I couldn’t keep from weeping. Hourly, moment by moment for the 15 hours.
The rain would begin to pour, and we in the audience would quickly don our rain coats, or ponchos, pull our hoods up over our heads and I would stand so that the water would run straight down me rather than pooling in my lap.
This was an historic event. One I had prayed to see since I was a teenager asking God to send a revival to our nation. To see on the stage a representative from so many ethnic groups and races represented in prayer, forgiveness, and reconcilliation, was a powerful sight.

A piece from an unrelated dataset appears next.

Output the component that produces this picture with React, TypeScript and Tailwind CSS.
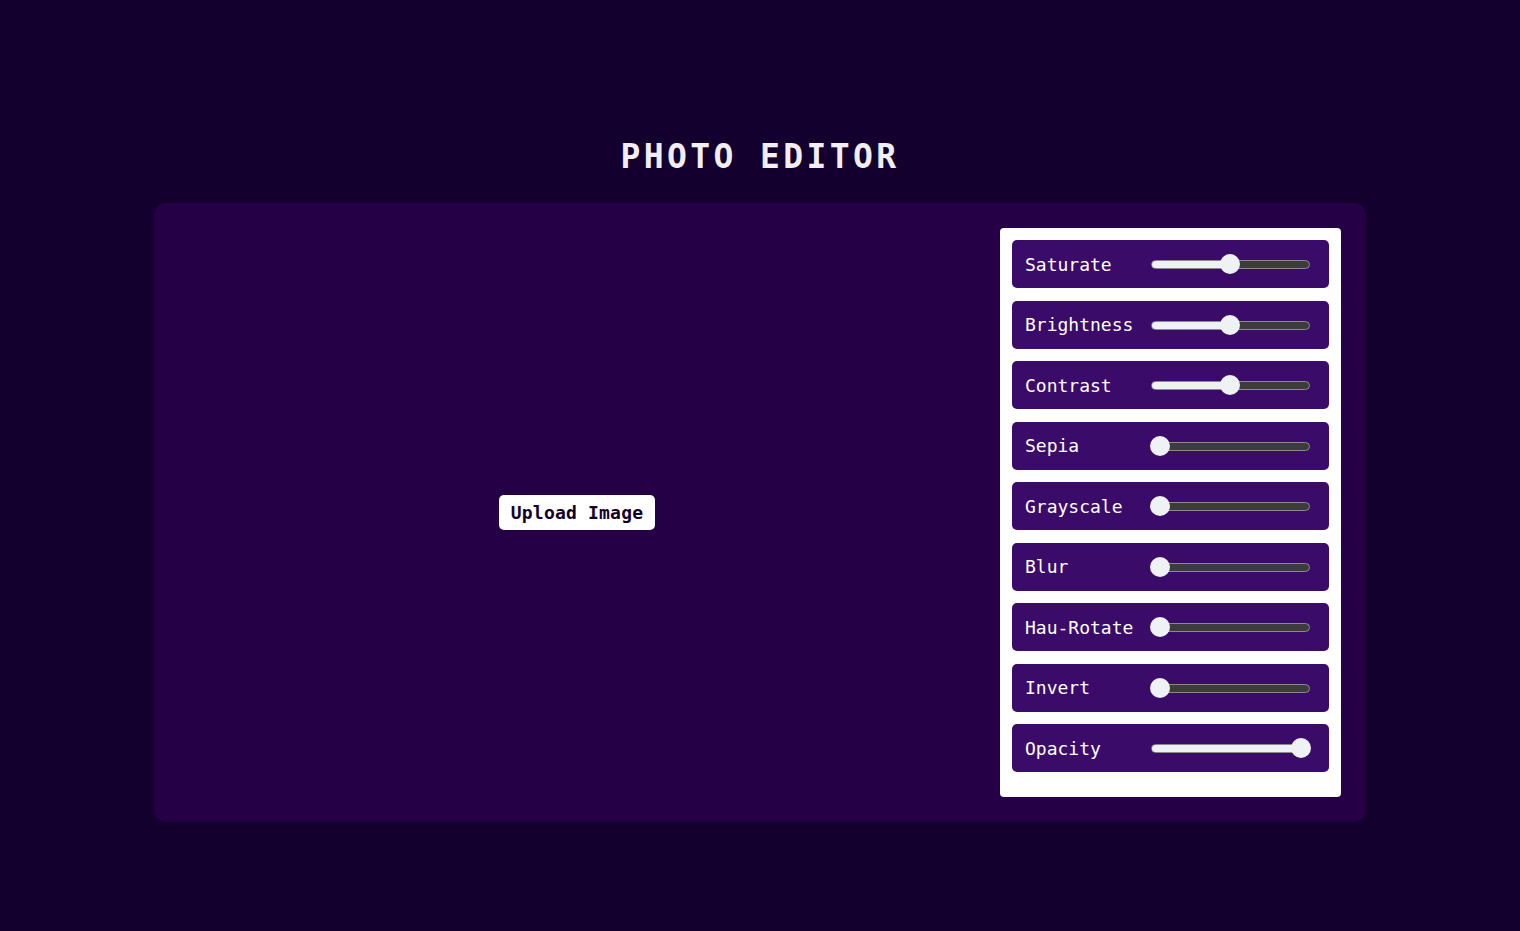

Lou Engle encouraged all attendees to not interact as though we were there to see an event, but to respond as one Body as the leaders led us in prayer, worship, repentance, and honor. We stood together, we knelt together, we shouted, we prayed, we applauded. When there was a request for silence, the hum and buzz of 60k + people quieted as if a blanket rested on all of us. There were such holy moments.
I flew over 2000 miles to be there, and I didn’t want to miss a thing.
I’m quite sure there will be more to this event that I will process later, but I am so thrilled to have been a part of an event that will shape history. I agree with Lou Engle in this: “The answer to a divided nation is a united church.”
May we continue to forgive, reconcile, and stand with one another for the healing of our nation.